The Sudan revolutionaries called, not for complete restructuring of Sudanese society, but for a civilian government, freedom, peace and social justice, with their clarion call: “We are all Darfur”, and their Declaration of Freedom and Change echoing earlier liberal revolutions.

CIVILIAN RULE

They also took to heart the hard but mixed lessons of the Arab Spring.

The protesters were inspired by the removal of Abdelaziz Bouteflika, Algeria’s longest-serving head of state, on April 2, 2019.

Borrowing the idea of ‘Tahrir Square’ in Egypt’s 2011 revolution, Sudanese protesters occupied the area around the military headquarters in Khartoum and staged an indefinite sit-in.

But they avoided Egypt’s post-revolution tragedy where, although Hosni Mubarak was deposed, the military remained intact and easily wore a democratic garb and rolled back the gains of the revolution.

In Sudan, “Bashirism without Bashir” posed an existential threat to the revolution. Bashir had left, but his almost invincible military remained.

Protesters demanded that the Transitional Military Council (TMC) that deposed Bashir give way to a civilian-led transitional government.

General Awad Ibn Auf, who headed the new military Council, was forced out.

On July 17, 2019, the TMC signed the Political Agreement with protesters and, a month later, it formally signed a Draft Constitutional Declaration, which dissolved the TMC and replaced it with the Sovereignty Council in a new power-sharing deal.

GOVERNING BODIES

Sudan’s power-sharing deal creates three governing bodies to rule the country: the Sovereign Council led by General Abdel Fattah al-Burhan (comprising six civilians and five soldiers to govern Sudan for a 39-month transition period, 21 months for the generals and 18 for civilians); a Council of Ministers led by a Prime Minister, Abdalla Hamdok, appointed on 21 August; and a legislative Council (Parliament) and Judiciary. Nemat Abdullah Khair was appointed Chief Justice on 21 August.

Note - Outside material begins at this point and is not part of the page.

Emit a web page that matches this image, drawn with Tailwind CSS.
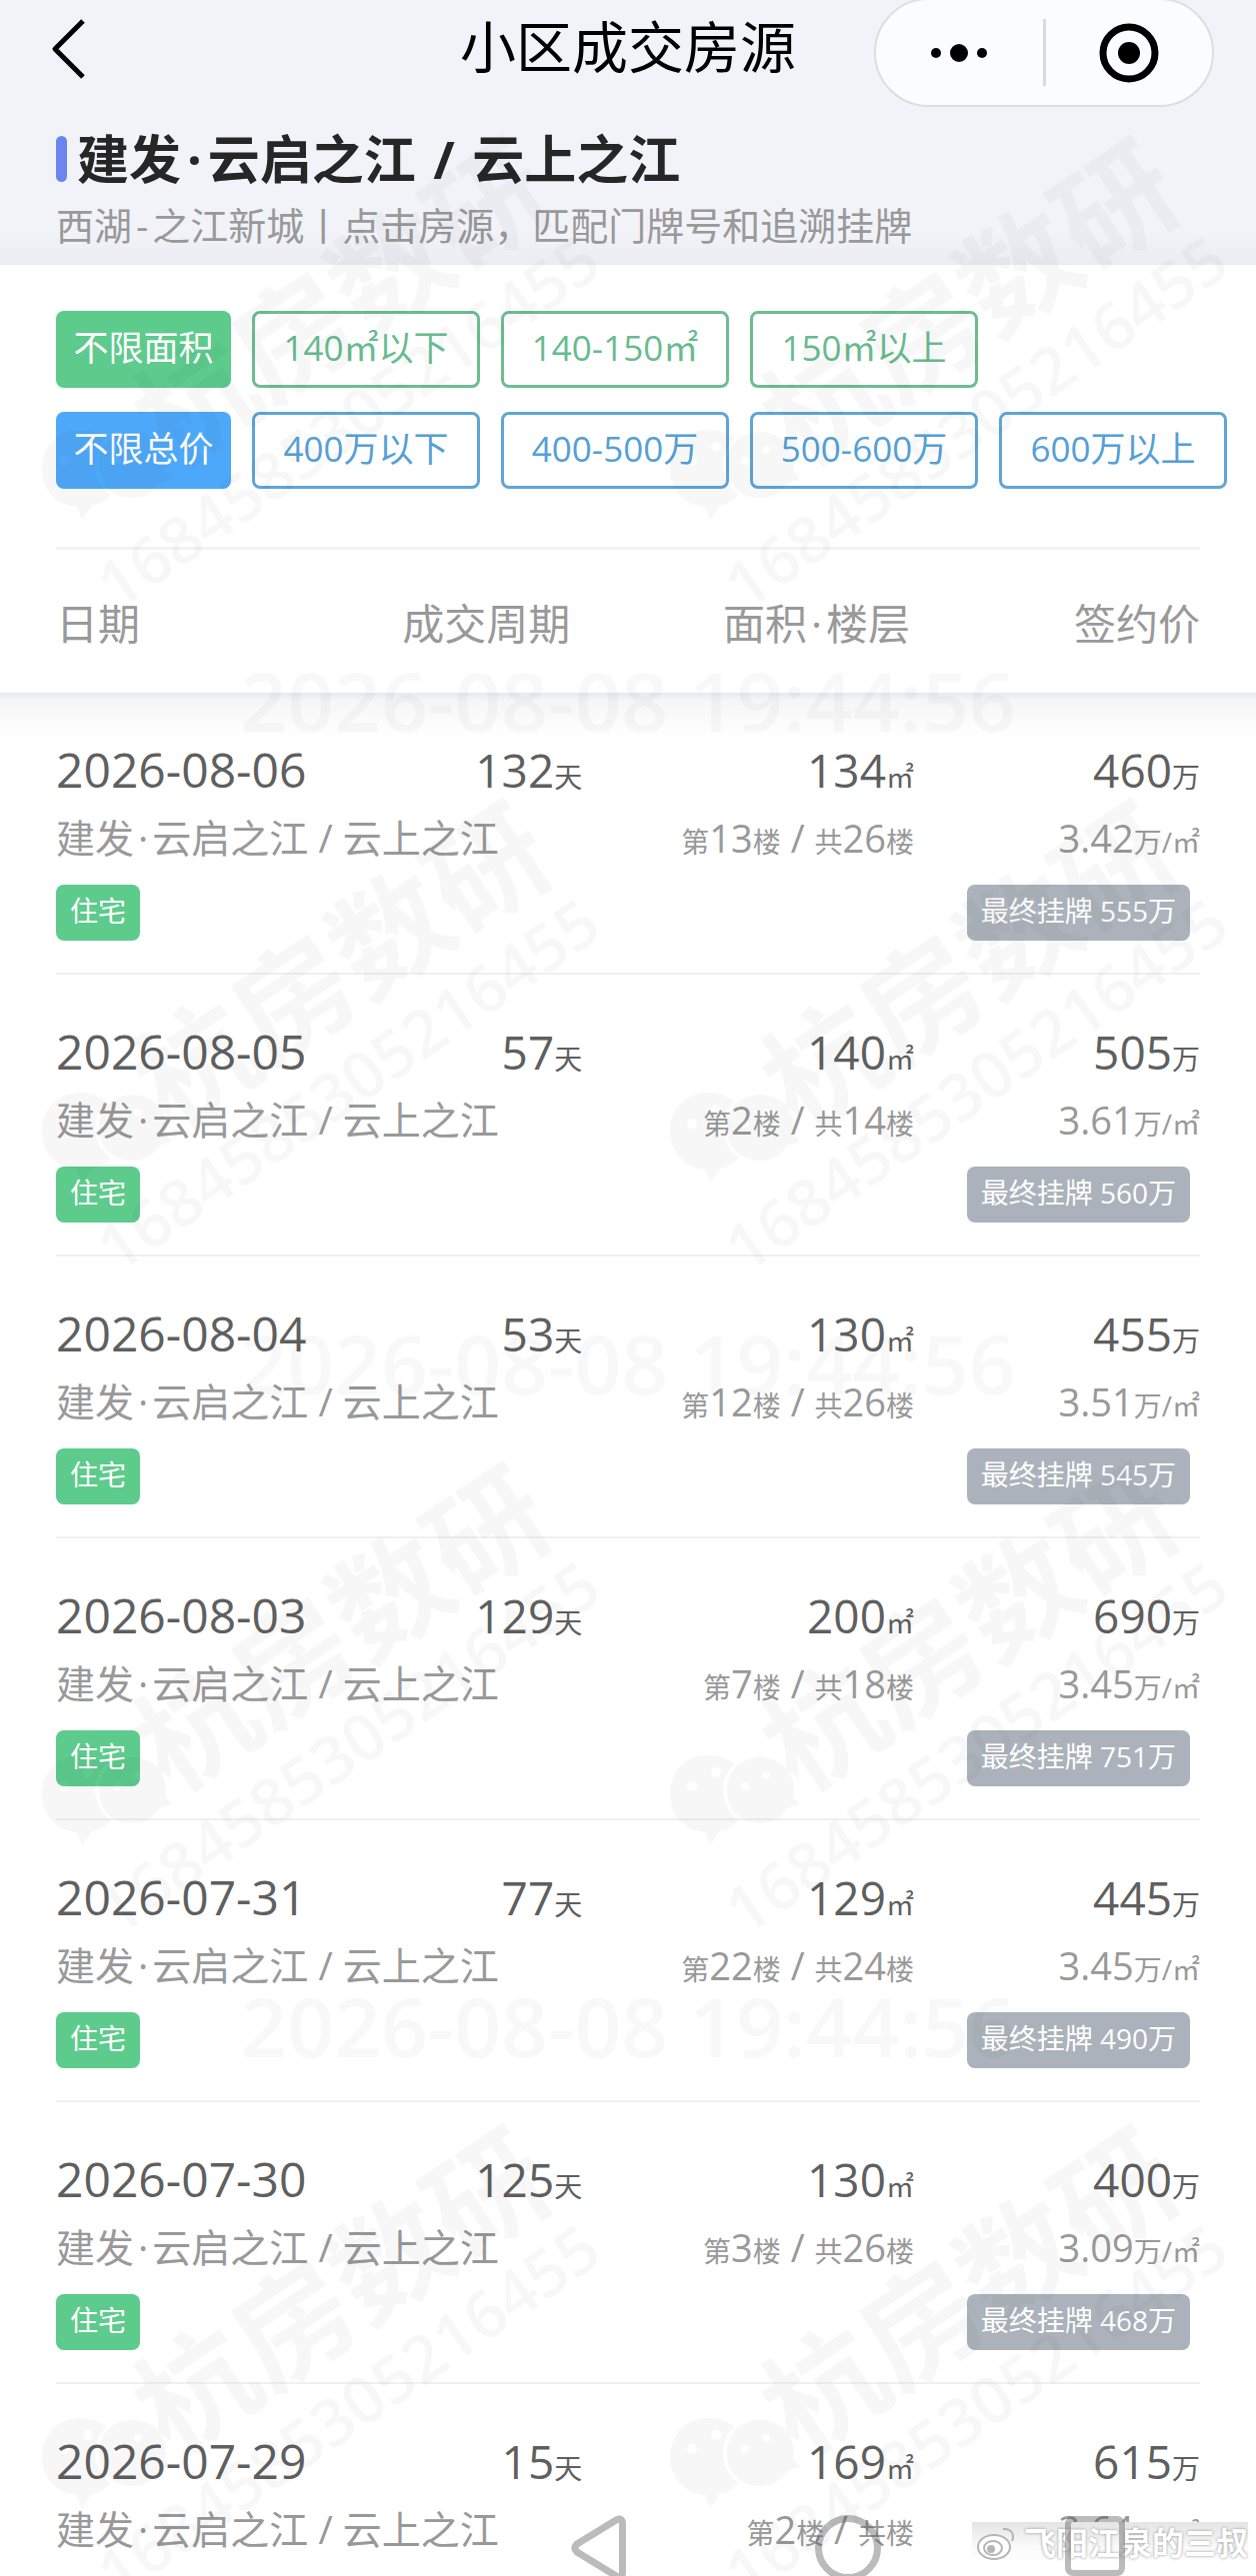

The new government has to deliver on developing a new constitution, establishing democratic institutions (including an independent electoral commission), preparing for a general election by mid-2022, and overseeing the judicial investigation of post-coup events, including the Khartoum massacre.

It has also to re-engineer the military to ensure a successful transition to civilian oversight over seven different elements in Sudan’s armed groups.

Sudan’s protesters will be back on the streets unless the government immediately deals with shortages of food, fuel and electricity and revives the economy.

BOOT ECONOMY

Hamdok, who requires $10 billion (Ksh1 trillion) in foreign funding over the next two years to jump-start the economy, has to convince America to remove Sudan from its list of State Sponsors of Terrorism, to open up the country to foreign investments.

Washington lifted Sudan’s trade embargo in 2017. But Sudan is behind on its interest payments with its debt exceeding $58 billion, making it ineligible for further loans.

Sudan’s power-sharing deal has its discontents. It has been parodied as a Government of “men” that excludes women.

Some fault the deal as a betrayal of the revolution, giving a soft landing to the generals.

Rebel leaders in Darfur, Blue Nile State and South Kordofan have disowned the power-sharing deal as ignoring the problems of people in the margins of the Sudanese society.

A “comprehensive peace process” with peripheral armed movements is scheduled to start on September 1, 2019.

RESTORATIVE JUSTICE

Bashir was brought to court on charges of corruption on August 19, but extremists are demanding “blood for blood”.

Sudan has to avoid the slippery path of retributive justice. Instead, it has to pursue restorative justice that reconciles and heals post-conflict societies.

Gladly, the International Criminal Court (ICC) is currently a non-issue in Khartoum. Courts can’t end civil wars or heal divided societies.

Political Islam is still a potent threat in post-Bashir Sudan. The brotherhoods are reorganising, possibly to implode the revolution from within and recapture power in the 2022 election.

Professor Peter Kagwanja is a former government adviser and currently the Chief Executive of Africa Policy Institute (Kenya). This article is based on notes from Khartoum between August 25-29, 2019.